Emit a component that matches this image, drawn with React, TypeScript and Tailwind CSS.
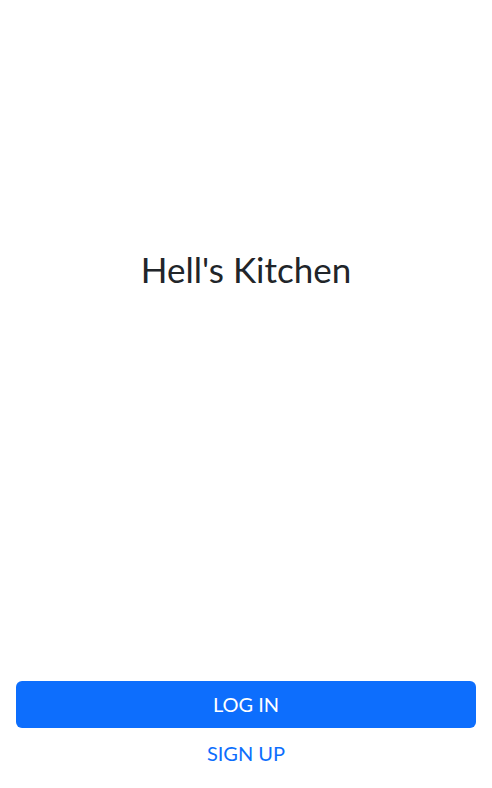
import React from "react";

export default function App() {
  return (
    <div
      className="flex h-[788px] w-full flex-col bg-white"
      style={{ fontFamily: "Lato, 'Liberation Sans', sans-serif" }}
    >
      <div className="flex flex-1 items-start justify-center pt-[248px]">
        <h1 className="text-[35px] font-normal leading-[1.2] text-[#212529]">Hell's Kitchen</h1>
      </div>
      <div className="flex flex-col px-4 pb-[11px]">
        <button className="h-[47px] w-full rounded-md bg-[#0d6efd] pb-[2px] text-[20px] leading-[1.5] text-white">
          LOG IN
        </button>
        <button className="mt-[1px] h-[48px] w-full text-[20px] leading-[1.5] text-[#0d6efd]">
          SIGN UP
        </button>
      </div>
    </div>
  );
}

WHAT YOU NEED TO DO:
What is needed is an exact reproduction of the data, pictures excluded.

SOLUTION TO THIS PROBLEM:
Emit a component that matches this image, drawn with React, TypeScript and Tailwind CSS.
import React from "react";

export default function App() {
  return (
    <div
      className="flex h-[788px] w-full flex-col bg-white"
      style={{ fontFamily: "Lato, 'Liberation Sans', sans-serif" }}
    >
      <div className="flex flex-1 items-start justify-center pt-[248px]">
        <h1 className="text-[35px] font-normal leading-[1.2] text-[#212529]">Hell's Kitchen</h1>
      </div>
      <div className="flex flex-col px-4 pb-[11px]">
        <button className="h-[47px] w-full rounded-md bg-[#0d6efd] pb-[2px] text-[20px] leading-[1.5] text-white">
          LOG IN
        </button>
        <button className="mt-[1px] h-[48px] w-full text-[20px] leading-[1.5] text-[#0d6efd]">
          SIGN UP
        </button>
      </div>
    </div>
  );
}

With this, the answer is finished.